[Some records]
● ● ● ●

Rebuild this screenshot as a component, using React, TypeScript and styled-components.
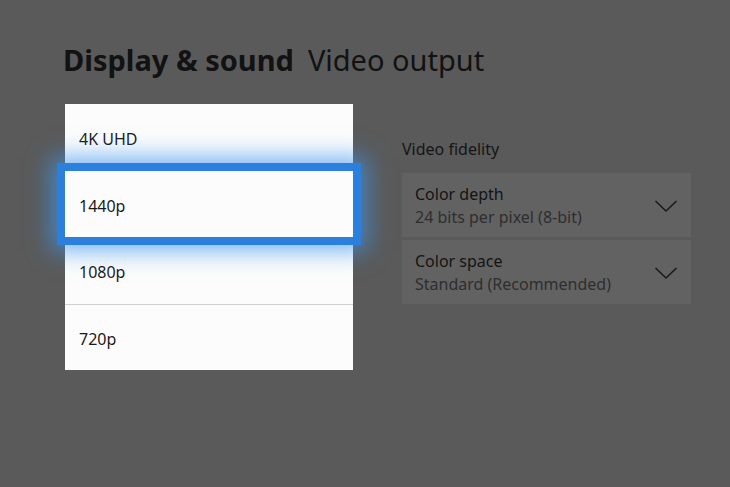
import React from "react";
import styled, { createGlobalStyle } from "styled-components";

const Global = createGlobalStyle`
  html, body { margin: 0; padding: 0; background: #5a5a5a; }
  body { font-family: "Noto Sans", "Open Sans", sans-serif; }
`;

const Screen = styled.div`
  width: 730px;
  height: 487px;
  background: #5a5a5a;
  box-sizing: border-box;
  padding: 40px 0 0 63px;
  overflow: hidden;
`;

const Header = styled.h1`
  margin: 0;
  display: flex;
  align-items: baseline;
  gap: 14px;
  font-size: 29px;
  line-height: 40px;
  color: #121212;
  font-weight: 400;
`;

const Section = styled.span`
  font-weight: 700;
`;

const Page = styled.span`
  font-weight: 400;
`;

const Body = styled.div`
  display: flex;
  align-items: flex-start;
  margin-top: 24px;
  padding-left: 2px;
  gap: 49px;
`;

const List = styled.div`
  width: 288px;
  background: #fcfcfc;
  display: flex;
  flex-direction: column;
`;

const Row = styled.div<{ $focused?: boolean; $divider?: boolean }>`
  height: 66.5px;
  display: flex;
  align-items: center;
  padding: 4px 0 0 14px;
  font-size: 16px;
  color: #1a1a1a;
  position: relative;
  background: #fcfcfc;
  border-top: ${(p) => (p.$divider ? "1px solid #d0d0d0" : "none")};
  box-sizing: border-box;
  z-index: ${(p) => (p.$focused ? 1 : 0)};
  box-shadow: ${(p) =>
    p.$focused
      ? "0 0 0 8px #2a80dc, 0 0 22px 14px rgba(60, 150, 240, 0.7)"
      : "none"};
`;

const Side = styled.div`
  width: 289px;
  display: flex;
  flex-direction: column;
  padding-top: 34px;
`;

const SideTitle = styled.div`
  font-size: 16px;
  color: #151515;
  line-height: 22px;
  margin-bottom: 13px;
`;

const Options = styled.div`
  display: flex;
  flex-direction: column;
  gap: 3px;
`;

const Option = styled.div`
  height: 64px;
  background: #626262;
  display: flex;
  align-items: center;
  justify-content: space-between;
  padding: 2px 13px 0 13px;
  box-sizing: border-box;
`;

const OptionText = styled.div`
  display: flex;
  flex-direction: column;
`;

const OptionLabel = styled.div`
  font-size: 16px;
  line-height: 23px;
  color: #141414;
`;

const OptionValue = styled.div`
  font-size: 16px;
  line-height: 23px;
  color: #2e2e2e;
`;

const Chevron = () => (
  <svg width="24" height="14" viewBox="0 0 24 14">
    <path d="M1.5 2 L12 12 L22.5 2" fill="none" stroke="#1a1a1a" strokeWidth="1.6" />
  </svg>
);

const resolutions = ["4K UHD", "1440p", "1080p", "720p"];

export default function App() {
  return (
    <>
      <Global />
      <Screen>
        <Header>
          <Section>Display &amp; sound</Section>
          <Page>Video output</Page>
        </Header>
        <Body>
          <List>
            {resolutions.map((r, i) => (
              <Row key={r} $focused={i === 1} $divider={i === 3}>
                {r}
              </Row>
            ))}
          </List>
          <Side>
            <SideTitle>Video fidelity</SideTitle>
            <Options>
              <Option>
                <OptionText>
                  <OptionLabel>Color depth</OptionLabel>
                  <OptionValue>24 bits per pixel (8-bit)</OptionValue>
                </OptionText>
                <Chevron />
              </Option>
              <Option>
                <OptionText>
                  <OptionLabel>Color space</OptionLabel>
                  <OptionValue>Standard (Recommended)</OptionValue>
                </OptionText>
                <Chevron />
              </Option>
            </Options>
          </Side>
        </Body>
      </Screen>
    </>
  );
}
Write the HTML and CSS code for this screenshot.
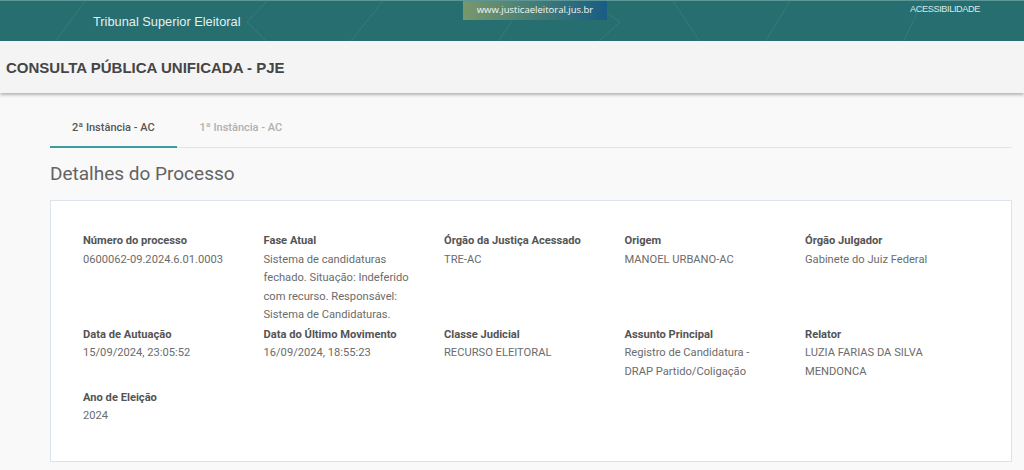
FILE: index.html
```html
<!DOCTYPE html>
<html lang="pt-BR">
<head>
    <meta charset="UTF-8">
    <meta name="viewport" content="width=device-width, initial-scale=1.0">
    <title>Consulta Pública Unificada - PJE</title>
    <link rel="stylesheet" href="styles.css">
</head>
<body>

    <div class="top-bar">
        <svg class="top-bar-lines" width="1024" height="41" viewBox="0 0 1024 41" aria-hidden="true">
            <path d="M55 41 L85 0 M267 0 L247 21 L267 41 M350 41 L383 0 M498 41 L512 20 M590 0 L620 21 L598 41 M673 0 L700 41 M765 41 L790 0 M903 41 L923 0"/>
        </svg>
        <span class="top-bar-title">Tribunal Superior Eleitoral</span>
        <a class="site-badge" href="#">www.justicaeleitoral.jus.br</a>
        <a class="access-link" href="#">ACESSIBILIDADE</a>
    </div>

    <header class="page-header">
        <h1>CONSULTA PÚBLICA UNIFICADA - PJE</h1>
    </header>

    <main class="content">
        <nav class="tabs">
            <a class="tab active" href="#">2ª Instância - AC</a>
            <a class="tab" href="#">1ª Instância - AC</a>
        </nav>

        <h2 class="section-title">Detalhes do Processo</h2>

        <section class="details-card">
            <div class="detail">
                <div class="detail-label">Número do processo</div>
                <div class="detail-value">0600062-09.2024.6.01.0003</div>
            </div>
            <div class="detail">
                <div class="detail-label">Fase Atual</div>
                <div class="detail-value">Sistema de candidaturas fechado. Situação: Indeferido com recurso. Responsável: Sistema de Candidaturas.</div>
            </div>
            <div class="detail">
                <div class="detail-label">Órgão da Justiça Acessado</div>
                <div class="detail-value">TRE-AC</div>
            </div>
            <div class="detail">
                <div class="detail-label">Origem</div>
                <div class="detail-value">MANOEL URBANO-AC</div>
            </div>
            <div class="detail">
                <div class="detail-label">Órgão Julgador</div>
                <div class="detail-value">Gabinete do Juiz Federal</div>
            </div>

            <div class="detail">
                <div class="detail-label">Data de Autuação</div>
                <div class="detail-value">15/09/2024, 23:05:52</div>
            </div>
            <div class="detail">
                <div class="detail-label">Data do Último Movimento</div>
                <div class="detail-value">16/09/2024, 18:55:23</div>
            </div>
            <div class="detail">
                <div class="detail-label">Classe Judicial</div>
                <div class="detail-value">RECURSO ELEITORAL</div>
            </div>
            <div class="detail">
                <div class="detail-label">Assunto Principal</div>
                <div class="detail-value">Registro de Candidatura - DRAP Partido/Coligação</div>
            </div>
            <div class="detail">
                <div class="detail-label">Relator</div>
                <div class="detail-value">LUZIA FARIAS DA SILVA MENDONCA</div>
            </div>

            <div class="detail">
                <div class="detail-label">Ano de Eleição</div>
                <div class="detail-value">2024</div>
            </div>
        </section>
    </main>

</body>
</html>
```

FILE: styles.css
```css
:root {
    --tse-teal: #266e6f;
    --accent-teal: #3a9d9e;
    --page-bg: #f9f9f9;
    --header-bg: #f4f4f4;
    --label-color: #545454;
    --value-color: #6b6b6b;
    --font-body: 'Roboto', 'Noto Sans', sans-serif;
    --font-arial: 'Liberation Sans', Arial, sans-serif;
}

body {
    margin: 0;
    background: var(--page-bg);
    font-family: var(--font-body);
    color: var(--value-color);
}

a {
    text-decoration: none;
}

/* --- TSE top bar --- */
.top-bar {
    position: relative;
    height: 41px;
    background: var(--tse-teal);
    border-top: 1px solid #5c9696;
    box-sizing: border-box;
    display: flex;
    align-items: flex-start;
    font-family: var(--font-arial);
    overflow: hidden;
}

.top-bar-lines {
    position: absolute;
    top: 0;
    left: 0;
}

.top-bar-lines path {
    fill: none;
    stroke: rgba(255, 255, 255, 0.09);
    stroke-width: 1;
}

.top-bar-title {
    position: relative;
    margin: 13px 0 0 93px;
    font-size: 12.8px;
    color: #e6eeee;
    width: 370px;
}

.site-badge {
    position: relative;
    width: 144px;
    height: 20px;
    margin-top: -1px;
    background: linear-gradient(90deg, #7a976d 0%, #3f7a76 55%, #195c85 100%);
    color: #f4f7f4;
    font-family: 'Open Sans', sans-serif;
    font-size: 9.5px;
    line-height: 20px;
    text-align: center;
}

.access-link {
    position: relative;
    margin: 3px 0 0 303px;
    font-size: 9.2px;
    color: #dbe8e8;
    letter-spacing: -0.4px;
}

/* --- Page header --- */
.page-header {
    background: var(--header-bg);
    height: 52px;
    display: flex;
    align-items: center;
    padding-left: 6px;
    box-shadow: 0 2px 3px rgba(0, 0, 0, 0.28);
}

.page-header h1 {
    margin: 0;
    font-family: var(--font-arial);
    font-size: 15px;
    font-weight: 700;
    color: #454545;
}

/* --- Main content --- */
.content {
    padding: 16px 12px 0 50px;
}

.tabs {
    display: flex;
    border-bottom: 1px solid #e4e4e4;
}

.tab {
    padding: 12px 22px 12px;
    font-size: 11px;
    font-weight: 500;
    color: #b0b0b0;
    border-bottom: 2px solid transparent;
    margin-bottom: -1px;
}

.tab + .tab {
    padding-left: 23px;
}

.tab.active {
    color: #555;
    border-bottom-color: var(--accent-teal);
}

.section-title {
    margin: 14px 0 15px;
    font-size: 19px;
    font-weight: 400;
    color: #636363;
}

.details-card {
    background: #fff;
    border: 1px solid #dde3ea;
    padding: 31px 20px 10px 32px;
    display: grid;
    grid-template-columns: repeat(5, 180.5px);
    row-gap: 1px;
}

.detail {
    min-height: 62px;
    font-size: 11.15px;
    line-height: 18.5px;
    padding-right: 30px;
}

.detail-label {
    font-weight: 700;
    color: var(--label-color);
}

.detail-value {
    color: var(--value-color);
}
```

● ● ● ●

[Goal]
Examine the records and pull out every line where the string "this" occurs.

[In response]
Rebuild this screenshot as a component, using React, TypeScript and styled-components.
Write the HTML and CSS code for this screenshot.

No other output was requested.